- _WHAT YOU SHOULD DO_
Keep to the lines between the one holding "Generate a component" and the one holding "['Jethalal', 'Babita', 'Daya', 'Iyer', 'Bhinde', 'Dr.", inclusive, and write them out exactly.

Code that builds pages
|---|

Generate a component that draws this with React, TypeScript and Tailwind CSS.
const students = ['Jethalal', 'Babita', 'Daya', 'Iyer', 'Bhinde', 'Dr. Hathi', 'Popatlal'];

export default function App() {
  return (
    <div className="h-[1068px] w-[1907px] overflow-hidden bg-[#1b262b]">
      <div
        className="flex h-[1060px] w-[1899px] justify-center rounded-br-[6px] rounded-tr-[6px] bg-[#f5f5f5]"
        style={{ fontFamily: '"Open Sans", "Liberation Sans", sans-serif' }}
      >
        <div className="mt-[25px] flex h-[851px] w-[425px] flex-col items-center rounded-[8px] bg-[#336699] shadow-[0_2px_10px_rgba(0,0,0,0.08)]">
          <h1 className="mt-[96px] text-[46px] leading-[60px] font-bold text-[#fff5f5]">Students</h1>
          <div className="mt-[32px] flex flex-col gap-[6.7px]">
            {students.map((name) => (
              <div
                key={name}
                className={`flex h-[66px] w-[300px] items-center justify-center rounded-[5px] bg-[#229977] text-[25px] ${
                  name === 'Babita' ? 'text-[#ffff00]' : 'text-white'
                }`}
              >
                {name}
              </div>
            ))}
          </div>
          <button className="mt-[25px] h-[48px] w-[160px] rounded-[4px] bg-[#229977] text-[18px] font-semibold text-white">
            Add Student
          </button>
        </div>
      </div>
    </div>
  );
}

|---|

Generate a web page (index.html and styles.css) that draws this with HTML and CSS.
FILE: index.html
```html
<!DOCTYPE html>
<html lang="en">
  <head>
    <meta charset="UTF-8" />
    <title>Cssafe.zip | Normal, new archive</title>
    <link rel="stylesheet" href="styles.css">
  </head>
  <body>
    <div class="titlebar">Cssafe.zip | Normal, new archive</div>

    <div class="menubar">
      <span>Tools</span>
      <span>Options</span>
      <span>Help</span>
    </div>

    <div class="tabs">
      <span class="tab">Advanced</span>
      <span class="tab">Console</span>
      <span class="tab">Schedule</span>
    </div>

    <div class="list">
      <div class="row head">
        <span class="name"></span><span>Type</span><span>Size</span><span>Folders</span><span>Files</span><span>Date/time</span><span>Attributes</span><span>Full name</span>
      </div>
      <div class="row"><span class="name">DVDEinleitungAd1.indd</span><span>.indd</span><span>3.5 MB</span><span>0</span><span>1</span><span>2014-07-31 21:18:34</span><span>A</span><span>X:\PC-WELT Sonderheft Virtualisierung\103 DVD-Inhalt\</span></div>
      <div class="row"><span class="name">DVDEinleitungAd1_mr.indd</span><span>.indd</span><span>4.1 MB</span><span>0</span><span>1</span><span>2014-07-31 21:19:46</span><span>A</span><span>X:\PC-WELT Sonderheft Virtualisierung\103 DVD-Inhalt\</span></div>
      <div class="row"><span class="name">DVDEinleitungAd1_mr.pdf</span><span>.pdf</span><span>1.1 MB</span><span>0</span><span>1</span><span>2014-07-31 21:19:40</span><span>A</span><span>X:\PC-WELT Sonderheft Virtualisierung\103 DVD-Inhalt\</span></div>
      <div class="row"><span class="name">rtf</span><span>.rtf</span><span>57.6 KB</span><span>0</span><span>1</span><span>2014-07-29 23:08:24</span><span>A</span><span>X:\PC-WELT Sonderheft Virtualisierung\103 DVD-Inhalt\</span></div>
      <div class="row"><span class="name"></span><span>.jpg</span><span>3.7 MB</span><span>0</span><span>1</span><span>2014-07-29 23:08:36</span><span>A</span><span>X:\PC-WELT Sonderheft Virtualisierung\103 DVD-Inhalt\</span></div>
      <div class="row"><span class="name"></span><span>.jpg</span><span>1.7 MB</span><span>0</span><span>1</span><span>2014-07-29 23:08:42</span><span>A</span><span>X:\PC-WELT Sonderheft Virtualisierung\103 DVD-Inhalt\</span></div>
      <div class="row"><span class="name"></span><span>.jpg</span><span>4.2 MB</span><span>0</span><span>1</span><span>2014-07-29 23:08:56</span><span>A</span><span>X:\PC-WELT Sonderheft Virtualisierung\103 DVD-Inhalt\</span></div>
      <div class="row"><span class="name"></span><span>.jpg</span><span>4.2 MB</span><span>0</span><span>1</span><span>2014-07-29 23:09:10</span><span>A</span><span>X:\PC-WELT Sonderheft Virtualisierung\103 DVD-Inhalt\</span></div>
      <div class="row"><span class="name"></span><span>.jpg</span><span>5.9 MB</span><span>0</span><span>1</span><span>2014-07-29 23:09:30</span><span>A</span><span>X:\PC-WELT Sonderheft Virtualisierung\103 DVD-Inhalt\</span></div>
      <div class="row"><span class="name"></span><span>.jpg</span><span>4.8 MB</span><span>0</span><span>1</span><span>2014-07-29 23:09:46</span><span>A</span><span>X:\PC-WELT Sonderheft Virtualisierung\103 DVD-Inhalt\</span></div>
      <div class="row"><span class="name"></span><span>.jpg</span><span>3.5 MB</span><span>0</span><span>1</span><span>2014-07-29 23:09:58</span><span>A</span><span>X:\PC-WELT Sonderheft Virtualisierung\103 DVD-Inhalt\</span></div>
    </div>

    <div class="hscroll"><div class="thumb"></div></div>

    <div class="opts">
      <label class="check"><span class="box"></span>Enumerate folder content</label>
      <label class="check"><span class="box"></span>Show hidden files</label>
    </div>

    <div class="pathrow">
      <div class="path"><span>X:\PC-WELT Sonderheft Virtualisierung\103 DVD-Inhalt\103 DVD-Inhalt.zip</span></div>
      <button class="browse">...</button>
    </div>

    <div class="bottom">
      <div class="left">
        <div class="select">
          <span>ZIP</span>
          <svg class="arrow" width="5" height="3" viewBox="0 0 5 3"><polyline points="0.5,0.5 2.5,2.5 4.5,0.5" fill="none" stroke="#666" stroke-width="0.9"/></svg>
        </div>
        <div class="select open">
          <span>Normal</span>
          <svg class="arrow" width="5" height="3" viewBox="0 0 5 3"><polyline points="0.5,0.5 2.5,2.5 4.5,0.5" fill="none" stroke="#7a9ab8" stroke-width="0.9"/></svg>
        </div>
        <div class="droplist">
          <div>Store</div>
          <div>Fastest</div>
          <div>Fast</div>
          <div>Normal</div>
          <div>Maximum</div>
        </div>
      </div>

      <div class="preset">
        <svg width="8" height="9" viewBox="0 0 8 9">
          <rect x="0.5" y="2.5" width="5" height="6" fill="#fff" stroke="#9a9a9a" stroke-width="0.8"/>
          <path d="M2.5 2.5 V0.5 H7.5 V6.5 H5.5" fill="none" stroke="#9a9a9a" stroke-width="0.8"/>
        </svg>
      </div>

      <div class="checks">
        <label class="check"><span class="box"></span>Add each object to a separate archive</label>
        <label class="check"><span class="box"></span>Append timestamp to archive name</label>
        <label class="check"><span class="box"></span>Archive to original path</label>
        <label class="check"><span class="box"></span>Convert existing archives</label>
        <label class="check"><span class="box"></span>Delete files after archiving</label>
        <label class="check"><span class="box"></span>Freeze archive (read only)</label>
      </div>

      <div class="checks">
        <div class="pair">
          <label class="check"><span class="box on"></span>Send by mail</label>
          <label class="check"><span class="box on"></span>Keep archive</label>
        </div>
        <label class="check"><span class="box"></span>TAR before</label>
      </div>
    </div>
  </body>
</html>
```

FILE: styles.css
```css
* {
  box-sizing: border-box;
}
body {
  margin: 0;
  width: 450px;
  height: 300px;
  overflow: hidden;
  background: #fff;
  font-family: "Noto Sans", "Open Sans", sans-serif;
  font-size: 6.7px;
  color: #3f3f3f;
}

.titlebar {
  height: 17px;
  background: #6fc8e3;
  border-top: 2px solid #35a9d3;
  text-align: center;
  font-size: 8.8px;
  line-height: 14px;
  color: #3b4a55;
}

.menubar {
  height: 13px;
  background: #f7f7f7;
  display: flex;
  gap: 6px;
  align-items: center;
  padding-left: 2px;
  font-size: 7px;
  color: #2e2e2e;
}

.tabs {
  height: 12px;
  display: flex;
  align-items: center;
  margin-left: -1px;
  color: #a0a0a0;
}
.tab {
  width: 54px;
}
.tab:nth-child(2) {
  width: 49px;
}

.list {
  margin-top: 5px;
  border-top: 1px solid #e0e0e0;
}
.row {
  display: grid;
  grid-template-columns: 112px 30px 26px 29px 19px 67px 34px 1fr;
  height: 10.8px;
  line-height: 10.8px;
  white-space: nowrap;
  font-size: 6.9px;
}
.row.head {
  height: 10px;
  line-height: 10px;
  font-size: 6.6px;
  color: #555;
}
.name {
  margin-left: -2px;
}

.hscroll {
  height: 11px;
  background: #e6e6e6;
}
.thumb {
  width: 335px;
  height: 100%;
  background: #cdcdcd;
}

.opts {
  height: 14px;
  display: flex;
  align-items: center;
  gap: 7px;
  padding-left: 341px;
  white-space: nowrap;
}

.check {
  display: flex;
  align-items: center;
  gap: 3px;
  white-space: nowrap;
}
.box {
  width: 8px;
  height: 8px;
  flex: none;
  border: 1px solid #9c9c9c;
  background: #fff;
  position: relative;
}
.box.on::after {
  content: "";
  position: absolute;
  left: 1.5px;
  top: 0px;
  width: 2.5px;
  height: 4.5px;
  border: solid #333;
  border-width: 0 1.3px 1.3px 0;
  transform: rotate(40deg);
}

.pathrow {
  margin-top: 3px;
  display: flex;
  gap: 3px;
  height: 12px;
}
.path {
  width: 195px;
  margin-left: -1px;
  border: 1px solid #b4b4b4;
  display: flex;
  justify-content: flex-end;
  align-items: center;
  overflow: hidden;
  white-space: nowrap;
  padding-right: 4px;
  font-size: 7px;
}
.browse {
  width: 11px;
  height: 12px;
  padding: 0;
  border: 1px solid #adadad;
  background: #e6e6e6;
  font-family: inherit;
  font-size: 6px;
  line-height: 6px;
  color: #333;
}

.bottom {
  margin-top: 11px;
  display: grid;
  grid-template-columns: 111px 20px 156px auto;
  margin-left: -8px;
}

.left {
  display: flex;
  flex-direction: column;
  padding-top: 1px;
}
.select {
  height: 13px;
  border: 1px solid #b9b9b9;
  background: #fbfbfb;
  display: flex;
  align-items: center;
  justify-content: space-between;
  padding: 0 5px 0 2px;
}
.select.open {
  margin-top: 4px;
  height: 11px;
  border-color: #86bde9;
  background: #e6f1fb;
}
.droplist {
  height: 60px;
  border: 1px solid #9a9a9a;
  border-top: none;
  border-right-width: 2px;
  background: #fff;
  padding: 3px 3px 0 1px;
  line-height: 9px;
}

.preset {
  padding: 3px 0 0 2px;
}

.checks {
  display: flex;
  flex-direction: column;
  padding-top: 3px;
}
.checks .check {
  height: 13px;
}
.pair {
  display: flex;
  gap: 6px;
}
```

|---|

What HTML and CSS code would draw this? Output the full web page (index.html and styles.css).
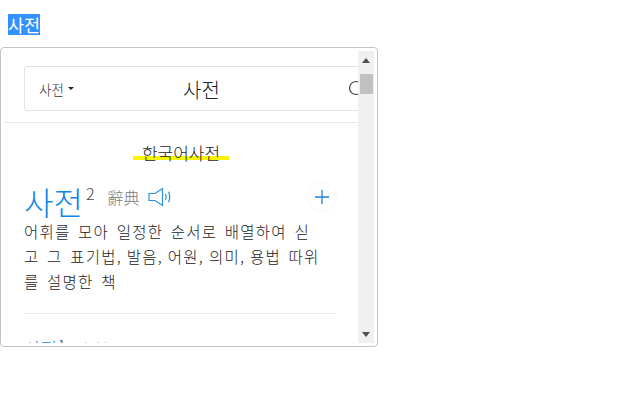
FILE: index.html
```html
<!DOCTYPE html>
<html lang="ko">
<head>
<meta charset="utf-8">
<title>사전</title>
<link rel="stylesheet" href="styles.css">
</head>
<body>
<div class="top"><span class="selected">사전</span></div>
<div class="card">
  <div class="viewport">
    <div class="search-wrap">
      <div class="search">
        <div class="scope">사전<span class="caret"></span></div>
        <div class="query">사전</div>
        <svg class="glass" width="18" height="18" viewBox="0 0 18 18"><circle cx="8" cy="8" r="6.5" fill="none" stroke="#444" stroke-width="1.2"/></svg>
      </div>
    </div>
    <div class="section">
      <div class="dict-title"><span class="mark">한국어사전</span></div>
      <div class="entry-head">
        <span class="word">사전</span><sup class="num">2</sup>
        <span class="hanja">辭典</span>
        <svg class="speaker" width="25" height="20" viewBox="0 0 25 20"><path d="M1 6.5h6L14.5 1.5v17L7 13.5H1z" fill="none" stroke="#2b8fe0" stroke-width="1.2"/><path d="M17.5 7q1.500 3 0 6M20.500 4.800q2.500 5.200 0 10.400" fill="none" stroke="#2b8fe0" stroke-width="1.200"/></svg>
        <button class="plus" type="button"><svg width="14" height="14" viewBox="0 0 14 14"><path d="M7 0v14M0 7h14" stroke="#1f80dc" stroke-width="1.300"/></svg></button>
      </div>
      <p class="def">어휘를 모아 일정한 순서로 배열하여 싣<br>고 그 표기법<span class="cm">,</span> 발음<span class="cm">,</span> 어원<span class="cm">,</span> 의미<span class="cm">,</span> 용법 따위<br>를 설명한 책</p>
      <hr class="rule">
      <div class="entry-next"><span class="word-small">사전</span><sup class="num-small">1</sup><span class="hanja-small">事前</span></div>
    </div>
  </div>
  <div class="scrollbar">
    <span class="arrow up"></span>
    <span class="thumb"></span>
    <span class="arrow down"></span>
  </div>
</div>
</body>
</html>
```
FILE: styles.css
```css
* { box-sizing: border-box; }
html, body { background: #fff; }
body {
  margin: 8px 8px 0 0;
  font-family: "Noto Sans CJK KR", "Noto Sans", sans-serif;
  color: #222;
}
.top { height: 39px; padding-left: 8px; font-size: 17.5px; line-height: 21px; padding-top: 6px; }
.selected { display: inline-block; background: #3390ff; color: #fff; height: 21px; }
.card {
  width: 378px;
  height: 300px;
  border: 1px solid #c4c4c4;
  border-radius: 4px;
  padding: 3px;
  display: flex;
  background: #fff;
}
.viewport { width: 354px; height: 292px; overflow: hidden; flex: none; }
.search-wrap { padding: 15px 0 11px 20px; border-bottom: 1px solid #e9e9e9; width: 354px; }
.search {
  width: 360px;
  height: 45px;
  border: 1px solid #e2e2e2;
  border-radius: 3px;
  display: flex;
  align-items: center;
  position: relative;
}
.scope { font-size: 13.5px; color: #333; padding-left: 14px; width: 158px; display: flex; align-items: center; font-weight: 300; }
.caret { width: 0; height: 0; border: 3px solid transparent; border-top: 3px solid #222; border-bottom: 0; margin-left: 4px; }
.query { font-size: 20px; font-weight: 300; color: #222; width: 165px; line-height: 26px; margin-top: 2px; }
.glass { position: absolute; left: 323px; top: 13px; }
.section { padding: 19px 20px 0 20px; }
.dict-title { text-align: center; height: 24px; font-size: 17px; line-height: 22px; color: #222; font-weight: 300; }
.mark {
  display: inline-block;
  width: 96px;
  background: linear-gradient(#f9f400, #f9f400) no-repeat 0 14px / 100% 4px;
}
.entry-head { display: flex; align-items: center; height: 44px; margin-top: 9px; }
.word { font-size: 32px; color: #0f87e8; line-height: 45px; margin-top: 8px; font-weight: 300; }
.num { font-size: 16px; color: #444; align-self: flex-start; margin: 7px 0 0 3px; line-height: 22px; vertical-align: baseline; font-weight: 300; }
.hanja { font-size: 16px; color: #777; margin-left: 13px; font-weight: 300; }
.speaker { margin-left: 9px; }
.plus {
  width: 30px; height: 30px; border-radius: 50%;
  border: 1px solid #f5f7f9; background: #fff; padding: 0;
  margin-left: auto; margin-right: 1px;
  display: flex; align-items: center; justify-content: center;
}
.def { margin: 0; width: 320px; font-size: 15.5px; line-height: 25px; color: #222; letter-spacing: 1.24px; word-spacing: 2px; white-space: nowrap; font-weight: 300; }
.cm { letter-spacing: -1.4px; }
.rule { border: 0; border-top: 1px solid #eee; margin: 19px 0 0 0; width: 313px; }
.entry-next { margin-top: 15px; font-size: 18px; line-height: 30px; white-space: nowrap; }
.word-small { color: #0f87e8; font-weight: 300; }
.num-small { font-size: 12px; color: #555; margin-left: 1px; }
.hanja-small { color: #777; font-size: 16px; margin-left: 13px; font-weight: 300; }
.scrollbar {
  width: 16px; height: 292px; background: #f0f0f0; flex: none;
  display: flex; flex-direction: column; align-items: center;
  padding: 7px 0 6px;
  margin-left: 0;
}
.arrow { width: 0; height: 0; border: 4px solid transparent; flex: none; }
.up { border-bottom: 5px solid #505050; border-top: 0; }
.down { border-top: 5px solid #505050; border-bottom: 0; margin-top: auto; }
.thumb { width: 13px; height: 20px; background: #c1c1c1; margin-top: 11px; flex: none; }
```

|---|

- _TASK ANSWER_
Generate a component that draws this with React, TypeScript and Tailwind CSS.
const students = ['Jethalal', 'Babita', 'Daya', 'Iyer', 'Bhinde', 'Dr. Hathi', 'Popatlal'];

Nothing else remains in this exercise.